Nan’s voice drops to a whisper as soon as the oven door gently closes on the creamy yellow mixture, but I struggle. It’s as though the warning to be quiet has made something inside me break loose and I itch with the need to run around the house, feet thundering against the floor, voice raised even louder than usual.
But my love of food, or perhaps childish greed, wins out. I know that if I’m quiet for long enough, there will be yellow sponge cake with lashings of whipped cream and piles of strawberries waiting as a reward.
Now, in the tiny kitchen of my house, far away from Nan’s homes of my childhood, the careful act of preparing a sponge cake transports me back to her warm, happy kitchen. Actually, the memories come before the preparation begins; the very act of deciding to make this cake means searching the shelves for Kream Brand cornflour – the now seldom-seen retro brand that Nan insisted be used. She was so vehement about this that both the hand-written recipes she gave my sister and me, she’d underlined Kream Brand more than once.
This week, there was a flurry of texts passing between us, mostly about the cornflour. We both hadn’t seen Kream lately (sometimes, my sister said, it popped up at the IGA), and agreed that the supermarket brand cornflours made the cake flop. The best either of us could do in 2017 was White Wings.
It took me longer than expected to make the cake; I had to set aside an afternoon, make sure the weather wasn’t too hot or too cold. I had to get my oven to the right temperature and make sure I was feeling happy and calm so that I didn’t whip any stress into the egg whites while I was baking. Archie and I sat quietly while it was baking. No running around, no yelling, no stamping through the house.
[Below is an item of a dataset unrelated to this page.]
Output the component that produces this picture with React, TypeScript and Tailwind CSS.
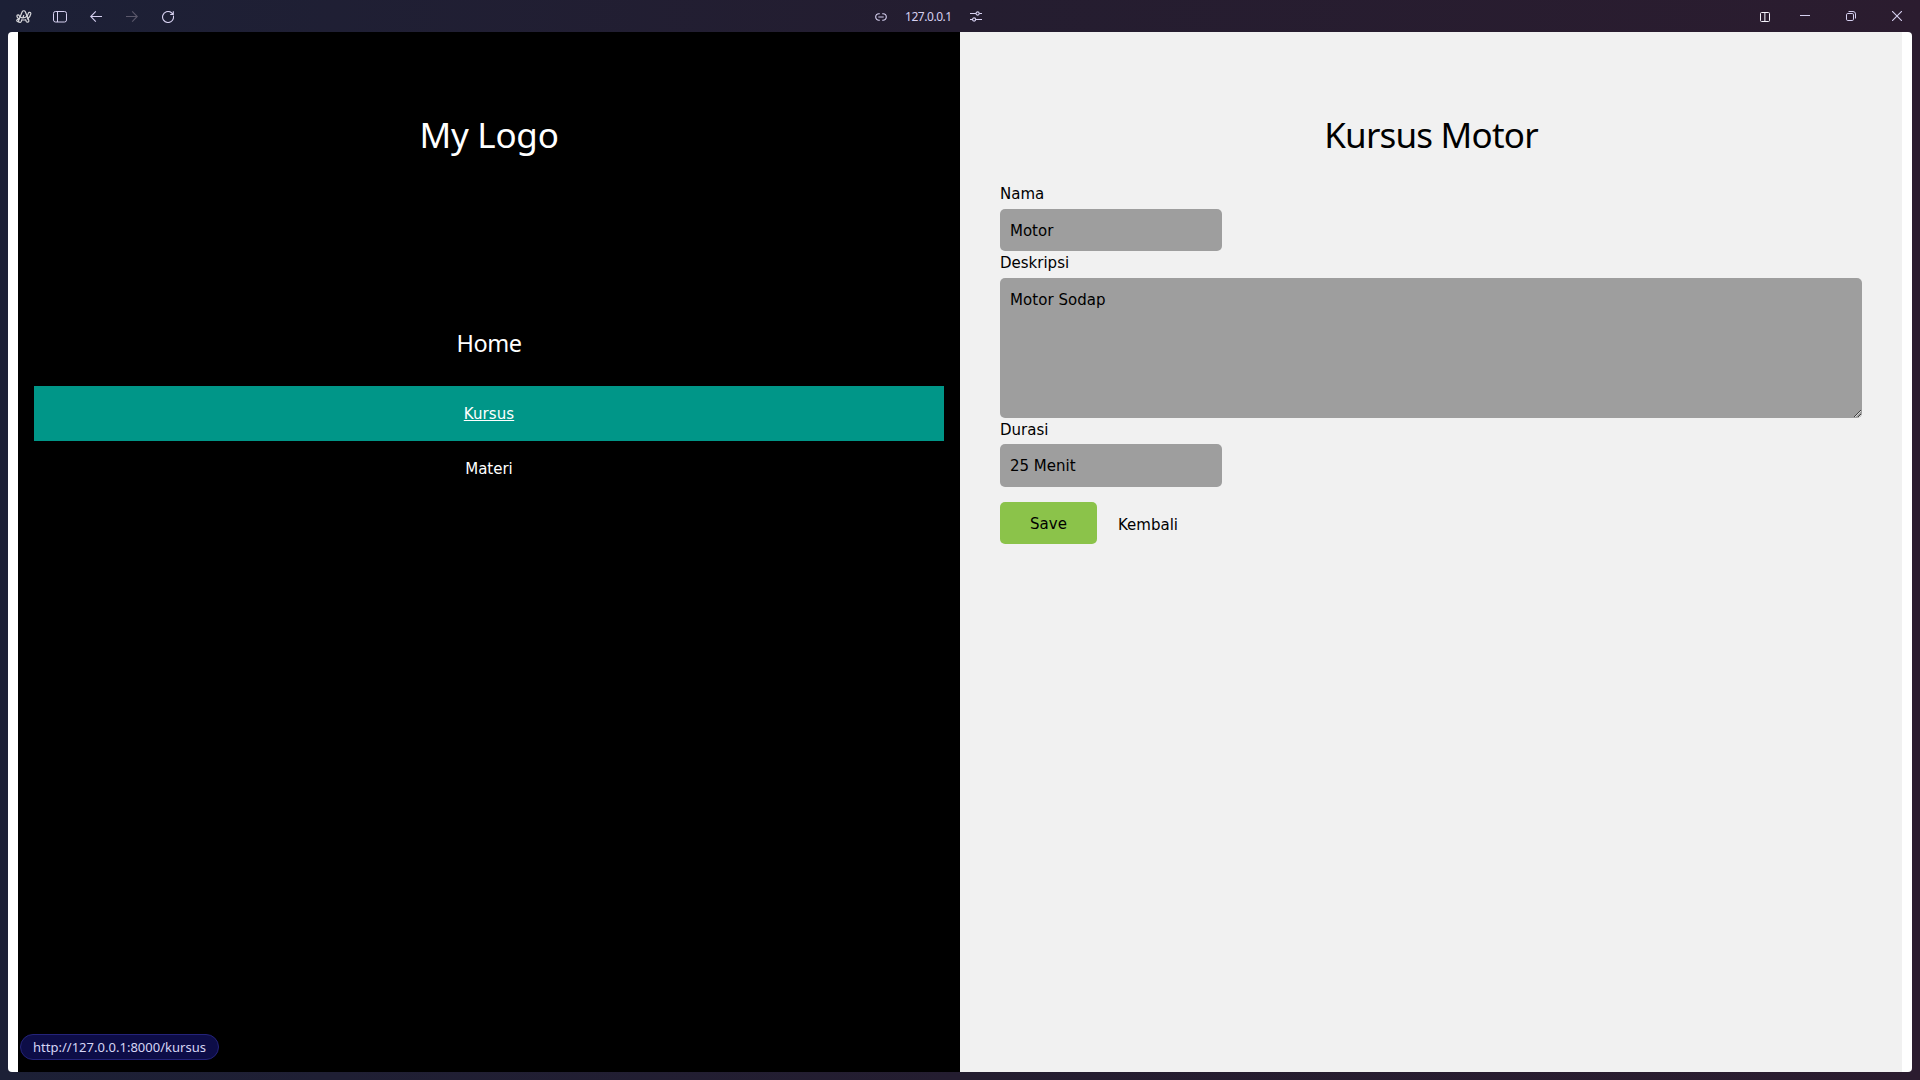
import React from "react";

const SEGOE = "font-['Noto_Sans',sans-serif]";

function ArcIcon() {
  return (
    <svg className="h-[14px] w-[16px]" viewBox="0 0 16 14" fill="none" stroke="currentColor" strokeWidth="1.2" strokeLinejoin="round" strokeLinecap="round">
      <path d="M6.2 1.7C6.800.4 8.800.4 9.300 1.700l3.500 8.600c.5 1.900-1.800 2.500-2.500 1.100l-.7-1.700c-1.300.4-2.500.4-3.700 0l-.7 1.700c-.8 1.700-3.200.7-2.600-.9z" />
      <path d="M2.900 9C1.500 8.100 1 7 .9 6.100.9 4.500 2.900 4.400 3.200 5.800c.5 1.200 1.500 1.800 2.800 2 3 .3 5.600-1.600 6.300-4.400.4-1.500 2.700-1.200 2.500.5-.3 1.900-1.600 3.800-3.400 5M2.500 9.300c-1.500-.2-2 .9-1.600 1.600.3.600 1 .9 1.700 1.100M7.700 5.500l-.8 2.200" />
    </svg>
  );
}

function TitleBar() {
  return (
    <header className="grid h-8 grid-cols-[1fr_auto_1fr] items-center text-[#d6d0f0]">
      <div className="flex h-8 items-center pt-px">
        <div className="ml-4 flex w-9 text-[#d8d8dc]"><ArcIcon /></div>
        <div className="flex w-9">
          <svg className="ml-px h-3 w-[14px]" viewBox="0 0 14 12" fill="none" stroke="currentColor">
            <rect x=".5" y=".5" width="13" height="10.500" rx="2" />
            <path d="M4.500 .5v10.500" />
          </svg>
        </div>
        <div className="flex w-9">
          <svg className="ml-[2px] h-3 w-3" viewBox="0 0 12 12" fill="none" stroke="currentColor" strokeWidth="1.100">
            <path d="M12 5.500H.7M5.800.4.7 5.500l5.100 5.200" />
          </svg>
        </div>
        <div className="flex w-9 text-[#5b586b]">
          <svg className="ml-[2px] h-3 w-3" viewBox="0 0 12 12" fill="none" stroke="currentColor" strokeWidth="1.100">
            <path d="M0 5.500h11.300M6.200.4l5.100 5.100-5.100 5.200" />
          </svg>
        </div>
        <svg className="ml-[2px] h-3 w-3" viewBox="0 0 12 12" fill="none" stroke="currentColor" strokeWidth="1.100">
          <path d="M11.400 4.700A5.500 5.500 0 1 1 9.200 1.500L11.200 3.300M11.300.2v3.300H8.200" />
        </svg>
      </div>
      <div className="flex h-8 w-[172px] items-center">
        <svg className="mt-px ml-px h-[8px] w-[12px] shrink-0" viewBox="0 0 12 8" fill="none" stroke="currentColor" strokeWidth="1.100">
          <path d="M4.800.7H4a3.300 3.300 0 0 0 0 6.600h.8M7.200.7H8a3.300 3.300 0 0 1 0 6.600h-.8M3.300 4h5.400" />
        </svg>
        <span className={`ml-[18px] w-[46px] pt-px text-[12px] leading-8 tracking-[-0.45px] whitespace-nowrap ${SEGOE}`}>127.0.0.1</span>
        <svg className="ml-[19px] h-[11px] w-[12px] shrink-0" viewBox="0 0 12 11" fill="none" stroke="currentColor" strokeWidth="1.100">
          <path d="M0 2.500h6M9.200 2.500H12M0 8.500h2.500M5.700 8.500H12" />
          <circle cx="7.600" cy="2.500" r="1.600" />
          <circle cx="4.100" cy="8.500" r="1.600" />
        </svg>
      </div>
      <div className="flex h-8 items-center justify-end pr-[18px]">
        <svg className="mr-[30px] mt-[2px] h-[10px] w-[10px]" viewBox="0 0 10 10" fill="none" stroke="#f4f2fa">
          <rect x=".5" y=".5" width="9" height="9" rx="1" />
          <path d="M5 1v8" strokeWidth="2" stroke="#77717f" />
          <path d="M4.500 1v8" strokeWidth="1" stroke="#aaa4b2" />
        </svg>
        <svg className="mr-[36px] mb-px h-px w-[10px]" viewBox="0 0 10 1"><path d="M0 .5h10" stroke="currentColor" /></svg>
        <svg className="mr-[36px] h-[10px] w-[10px]" viewBox="0 0 10 10" fill="none" stroke="currentColor">
          <rect x=".5" y="2.500" width="7" height="7" rx="1.300" />
          <path d="M2.500.5H7A2.500 2.500 0 0 1 9.500 3v4.500" />
        </svg>
        <svg className="h-[10px] w-[10px]" viewBox="0 0 10 10" fill="none" stroke="currentColor" strokeWidth="1.100"><path d="M0 0l10 10M10 0L0 10" /></svg>
      </div>
    </header>
  );
}

function Sidebar() {
  return (
    <nav className="flex w-[942px] flex-col items-center bg-black px-4 text-white">
      <h1 className={`mt-[76px] h-[54px] text-[35px] leading-[54px] tracking-[-0.250px] ${SEGOE}`}>My Logo</h1>
      <h3 className={`mt-[163px] h-9 text-[23.500px] leading-9 tracking-[-0.450px] ${SEGOE}`}>Home</h3>
      <a className="mt-[25px] flex h-[55px] w-full items-center justify-center bg-[#009688] pt-[2px] text-[15px] tracking-[0.100px] underline">Kursus</a>
      <a className="flex h-[55px] w-full items-center justify-center pt-[2px] text-[15px]">Materi</a>
    </nav>
  );
}

function CourseForm() {
  return (
    <main className="w-[942px] bg-[#f1f1f1] px-10 text-[15px] leading-[23px] text-black">
      <h1 className={`mt-[76px] h-[54px] text-center text-[35px] leading-[54px] tracking-[-0.800px] ${SEGOE}`}>Kursus Motor</h1>
      <form className="mt-[20px] flex flex-col items-start">
        <label className="h-[27px] leading-[25px]">Nama</label>
        <input className="h-[42px] w-[222px] rounded-[5px] bg-[#9e9e9e] px-[10px] pt-[2px]" defaultValue="Motor" />
        <label className="h-[27px] leading-[25px]">Deskripsi</label>
        <textarea className="h-[140px] w-full rounded-[5px] bg-[#9e9e9e] px-[10px] pt-[11px] tracking-[0.050px]" defaultValue="Motor Sodap" />
        <label className="h-[26px] leading-[25px]">Durasi</label>
        <input className="h-[43px] w-[222px] rounded-[5px] bg-[#9e9e9e] px-[10px]" defaultValue="25 Menit" />
        <div className="mt-[15px] flex">
          <button type="button" className="h-[42px] w-[97px] rounded-[5px] bg-[#8bc34a] pt-[2px]">Save</button>
          <a className="ml-[21px] leading-[46px]">Kembali</a>
        </div>
      </form>
    </main>
  );
}

export default function App() {
  return (
    <div className="h-[1080px] w-[1920px] overflow-hidden bg-linear-to-r from-[#1c2036] via-[#241d30] to-[#2b1c2f] font-['DejaVu_Sans',sans-serif]">
      <TitleBar />
      <div className="relative mx-2 flex h-[1040px] overflow-hidden rounded-[4px] bg-white px-[10px]">
        <Sidebar />
        <CourseForm />
        <div className={`absolute bottom-3 left-3 flex h-[26px] w-[199px] items-center justify-center rounded-full border border-[#24237a] bg-[#0d0d47] pt-px text-[13px] tracking-[0.020px] text-[#d6d6f5] ${SEGOE}`}>
          http://127.0.0.1:8000/kursus
        </div>
      </div>
    </div>
  );
}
If you’ve never had a traditional sponge cake, this one is made like a meringue. The egg whites are beaten till they’re fluffy, then sugar is added and they’re beaten again. The yolks next, and more beating. All the dry ingredients have to be sifted and sifted and sifted. And when it comes time to mix the wet with the dry, you need to be gentle and thorough. I’m not the gentlest of people and when it comes to cooking, not cutting corners is hard work for me.
It could be because of either of those things, or perhaps it was the cornflour, but my cake didn’t completely work. The sink hole in the middle was like a bowl, so I filled it with whipped cream and strawberries and took it to my friend’s place. It was better eat it at her house, in a lounge room that’s usually full of family and kids, than my quiet townhouse where I barely even had to try to whisper while the cake was in the oven.
The cake tasted almost exactly the way I remembered it, except now I have the palette to understand that the custard flavour comes from the way the cornflour has combined with those whipped eggs, and the slight crustiness on the outside came from the way the eggs were prepared like a meringue.
I miss my nan. But I love cooking her recipes and thinking about her, and in some small way, going back to her kitchen with every special thing I cook.